Auf der diesjährigen MIPIM in Cannes werden zwar baldige Zinssenkungen herbeigesehnt. Aber dennoch ist die aktuelle Polykrise, in der sich die Immobilienwirtschaft befindet, in den Köpfen der Teilnehmer präsent. Man bleibt also realistisch – und spuckt in die Hände.
Als „schockgefrostet“ erweist sich der Immobilieninvestmentmarkt rund eineinhalb Jahre nach der sprunghaften Zinserhöhung nach Jahren der Nullzinspolitik. Jene, die heuer auf der MIPIM im Palais du Festivals in Cannes zugegen sind, sind hier um zu arbeiten, Partylaune kommt in Zeiten wie diesen kaum auf.
Zwar wird von vielen Teilnehmern eine baldige Wende der Zinswende herbeigesehnt, um den Druck auf die Immobilienbranche zumindest ein wenig zu nehmen, bei vielen ist allerdings aufgrund der aktuellen geopolitischen Lage, in der sich Europa zurzeit befindet, Realismus eingekehrt. Denn wirklich sagen, wann die Zinsen wieder fallen, kann eigentlich niemand, zumal sich die EZB in der misslichen Lage befindet, einerseits zu versuchen, mit der US-amerikanischen FED mitzugehen, doch wann sie wie reagiert, ist anlässlich der bevorstehenden US-Wahl auch eine politische Entscheidung, weswegen die FED ihrerseits vorsichtig ist. Andererseits werden auch Stimmen laut, die EZB sollte nicht auf ihr US-amerikanisches Pendant zuwarten und selbst reagieren, nachdem sich die Inflationsraten in Europa wieder erholt haben. Und über allem schwebt der russisch-ukrainische Krieg wie auch jener im Nahost. Eine Zwickmühle.
Dessen sind sich viele der Teilnehmer auch bewusst. Und auch, dass die Talsohle keinesfalls überschritten ist, man verweist auf die bevorstehenden Quartalszahlen, die bei einigen darauf hindeuten, dass es noch blutiger werden könnte. Andererseits gibt es zunehmend Player, die die Opportunitäten nutzen und nun verstärkt zukaufen wollen. Beispielsweise ist auf der MIPIM bekannt geworden, dass a&o hostels sich mit 500 Millionen Euro im Gepäck auf Einkaufstour begibt und sich auf ehemalige Büro- und Gewerbeimmobilien stürzen möchte. Andere wiederum konzentrieren sich auf Refinanzierung und/oder Portfoliooptimierung, was wiederum weitere opportunistische Käufer auf den Plan ruft, die mitunter auch an Objekte kommen, die vor zwei Jahren als unerreichbar schienen.

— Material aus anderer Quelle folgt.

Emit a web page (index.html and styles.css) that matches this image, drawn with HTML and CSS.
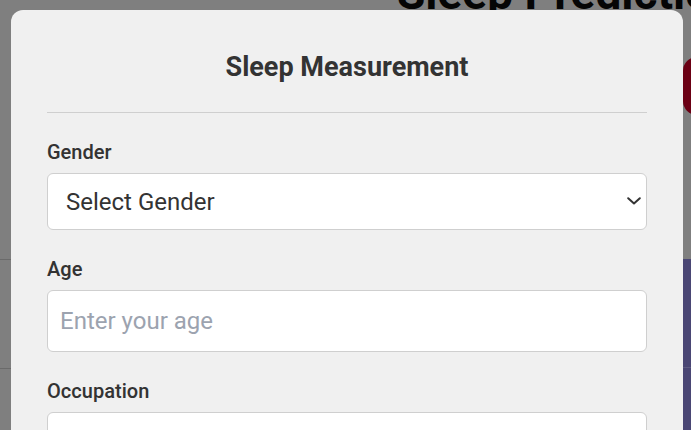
FILE: index.html
```html
<!DOCTYPE html>
<html lang="en">
<head>
<meta charset="utf-8">
<title>Sleep Measurement</title>
<link rel="stylesheet" href="styles.css">
</head>
<body>
<div class="bg-page">
  <h1 class="bg-title">Sleep Prediction</h1>
  <div class="bg-row"><span class="bg-pill"></span></div>
  <div class="bg-cards">
    <div class="bg-left"></div>
    <div class="bg-card"><div class="bg-card-line"></div></div>
  </div>
</div>

<div class="modal">
  <h2 class="modal-title">Sleep Measurement</h2>
  <hr class="divider">
  <form class="form">
    <div class="group">
      <label class="label" for="gender">Gender</label>
      <div class="select-wrap">
        <select id="gender" class="control select">
          <option>Select Gender</option>
          <option>Male</option>
          <option>Female</option>
        </select>
        <svg class="chevron" width="14" height="8" viewBox="0 0 14 8" aria-hidden="true">
          <path d="M1.2 1.2 L7 6.5 L12.8 1.2" fill="none" stroke="#333" stroke-width="2" stroke-linecap="round" stroke-linejoin="round"/>
        </svg>
      </div>
    </div>
    <div class="group">
      <label class="label" for="age">Age</label>
      <input id="age" class="control input" type="text" placeholder="Enter your age">
    </div>
    <div class="group">
      <label class="label" for="occ">Occupation</label>
      <input id="occ" class="control input" type="text">
    </div>
  </form>
</div>
</body>
</html>
```

FILE: styles.css
```css
html, body {
  margin: 0;
  padding: 0;
}
body {
  width: 691px;
  height: 430px;
  overflow: hidden;
  background: #7f7f7f;
  font-family: Roboto, "Liberation Sans", sans-serif;
  position: relative;
}

/* dimmed background page */
.bg-page {
  display: flex;
  flex-direction: column;
}
.bg-title {
  margin: -27px 0 0 0;
  padding-left: 397px;
  font: 700 46px/40px Roboto, sans-serif;
  color: #050505;
  white-space: nowrap;
}
.bg-row {
  display: flex;
  justify-content: flex-end;
  margin-top: 44px;
}
.bg-pill {
  display: block;
  width: 40px;
  height: 58px;
  margin-right: -32px;
  background: #6b0014;
  border-radius: 14px;
}
.bg-cards {
  margin-top: 144px;
  display: flex;
  height: 200px;
}
.bg-left {
  flex: 1;
  height: 108px;
  border-top: 1px solid #6a6a6a;
  border-bottom: 1px solid #6a6a6a;
}
.bg-card {
  width: 8px;
  background: #4a4674;
  padding-top: 108px;
}
.bg-card-line {
  height: 1px;
  background: #5e5b82;
}

/* modal */
.modal {
  position: absolute;
  left: 11px;
  top: 10px;
  width: 600px;
  height: 460px;
  padding: 41px 36px 0;
  background: #f0f0f0;
  border-radius: 12px;
  color: #333;
}
.modal-title {
  margin: 0;
  text-align: center;
  font-size: 27px;
  line-height: 32px;
  font-weight: 700;
  color: #333;
}
.divider {
  margin: 29px 0 0;
  border: 0;
  border-top: 1px solid #cfcfcf;
  height: 0;
}
.form {
  margin-top: 24px;
  display: flex;
  flex-direction: column;
  gap: 24px;
}
.group {
  display: flex;
  flex-direction: column;
  gap: 6px;
}
.label {
  font-family: "Roboto Medium", Roboto, sans-serif;
  font-size: 20px;
  line-height: 30px;
  font-weight: 500;
  color: #333;
}
.control {
  box-sizing: border-box;
  width: 100%;
  margin: 0;
  border: 1px solid #cfcfcf;
  border-radius: 6px;
  background: #fff;
  font-family: Roboto, sans-serif;
  color: #333;
  outline: none;
}
.select-wrap {
  position: relative;
}
.select {
  -webkit-appearance: none;
  appearance: none;
  height: 57px;
  padding: 0 40px 0 18px;
  font-size: 24px;
}
.chevron {
  position: absolute;
  right: 6px;
  top: 24px;
}
.input {
  height: 62px;
  padding: 0 12px;
  font-size: 24px;
}
.input::placeholder {
  color: #9ca3af;
}
```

Problematisch ist aktuell auf der MIPIM das Thema Wohnen, was die Messe dazu veranlasst hat, am Vortag zur eigentlichen Messe das Format #housingmatters ins Leben zu rufen. Aufgrund des Zuzugs würde mehr Wohnraum benötigt, aufgrund der hohen Grundstücks- und Baukosten im Verhältnis zu den Zinsen rechnet er sich einfach nicht mehr. Da hilft auch die plakative Politik da wie dort wenig weiter. In Deutschland ist das ausgegebene Ziel von 400.000 Wohneinheiten pro Jahr bei weitem verfehlt worden, nicht einmal die Hälfte ist geschafft. In Österreich versucht man es jetzt über das Wohnraum- und Baukonjunkturpaket, zumindest 25.000 Wohneinheiten zu schaffen, wenn auch nur im gemeinnützigen Bereich.
Denn Bestandshaltern stehen noch weitere Herausforderungen bevor, nämlich die energetische Sanierung des Bestands, der gleichermaßen finanziert werden müsste. Banken sind allerdings derzeit eher risikoavers. Allerdings könnten alternative Finanzierer in die Bresche springen, derzeit wird auf der anderen Seite des großen Teichs massiv Geld gesammelt, um es in Europa anzulegen. Man darf also weiterhin gespannt sein.